December 15, 2016 at 12:55 am
I was looking through those wonderful P-61 restoration photos and noticed the odd colour of the nose radome when I suddenly realised that I didn’t know what WW2 radar fairings were made out of. Over to the experts!
By: Oxcart - 16th December 2016 at 01:20
Thanks, folks!
By: Ossington - 15th December 2016 at 07:24
I think P-61’s are plexiglass. To hide the contents, they were sandblasted, not painted, to give that translucent finish.
By: Worcs Aviation - 15th December 2016 at 07:22
Yes wartime Radome’s were Perspex but a lot thicker than you would find in canopy glazing etc, and as mentioned painted black. By the 50’s it has moved on to a composite sort of sandwich of an early type of fibre glass material.

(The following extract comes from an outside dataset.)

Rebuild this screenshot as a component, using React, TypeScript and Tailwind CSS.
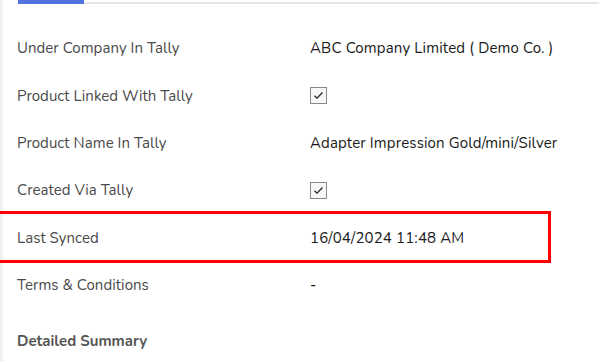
import React from "react";

const Check = () => (
  <span className="flex h-[17px] w-[17px] items-center justify-center border border-[#8a8a8a] bg-[#f7f7f7]">
    <svg width="11" height="9" viewBox="0 0 11 9" fill="none">
      <path d="M1.5 4.8 L4 7.2 L9.5 1.5" stroke="#222" strokeWidth="1.3" />
    </svg>
  </span>
);

const rows: { label: string; value: React.ReactNode }[] = [
  { label: "Under Company In Tally", value: "ABC Company Limited ( Demo Co. )" },
  { label: "Product Linked With Tally", value: <Check /> },
  { label: "Product Name In Tally", value: "Adapter Impression Gold/mini/Silver" },
  { label: "Created Via Tally", value: <Check /> },
  { label: "Last Synced", value: "16/04/2024 11:48 AM" },
  { label: "Terms & Conditions", value: "-" },
];

export default function App() {
  return (
    <div
      className="relative h-[361px] w-[599px] overflow-hidden bg-white"
      style={{ fontFamily: "Nunito, Lato, 'Noto Sans', sans-serif" }}
    >
      <div className="absolute left-0 top-0 h-full w-[5px] bg-gradient-to-r from-[#ececec] to-white" />
      <div className="flex h-[4px] pl-[18px]">
        <div className="h-[4px] w-[66px] bg-[#5272e0]" />
        <div className="mt-[2px] h-[2px] flex-1 bg-[#e4e4ea]" />
      </div>
      <div className="pt-[21px] pl-[17px]">
        {rows.map((r) => (
          <div key={r.label} className="grid h-[47.3px] grid-cols-[293px_1fr] items-center">
            <div className="text-[15px] tracking-[0.05px] text-[#4a4a4a]">{r.label}</div>
            <div className="flex text-[15px] tracking-[0.15px] text-[#1a1a1a]">{r.value}</div>
          </div>
        ))}
        <div className="mt-[21px] text-[15px] font-bold text-[#555]">Detailed Summary</div>
      </div>
      <div className="absolute left-[-5px] top-[211px] h-[52px] w-[556px] border-[3px] border-[#ff0000]" />
    </div>
  );
}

By: CeBro - 15th December 2016 at 07:20
British H2S radomes were made from perspex IIRC. Four sheets were pasted together and with heatlamps softened and then the sheet formed itself into a female mold.
By: J Boyle - 15th December 2016 at 06:48
A fibreglass or plastic substance. Usually unpainted…or painted with a finish that will not interfere with the radar signals.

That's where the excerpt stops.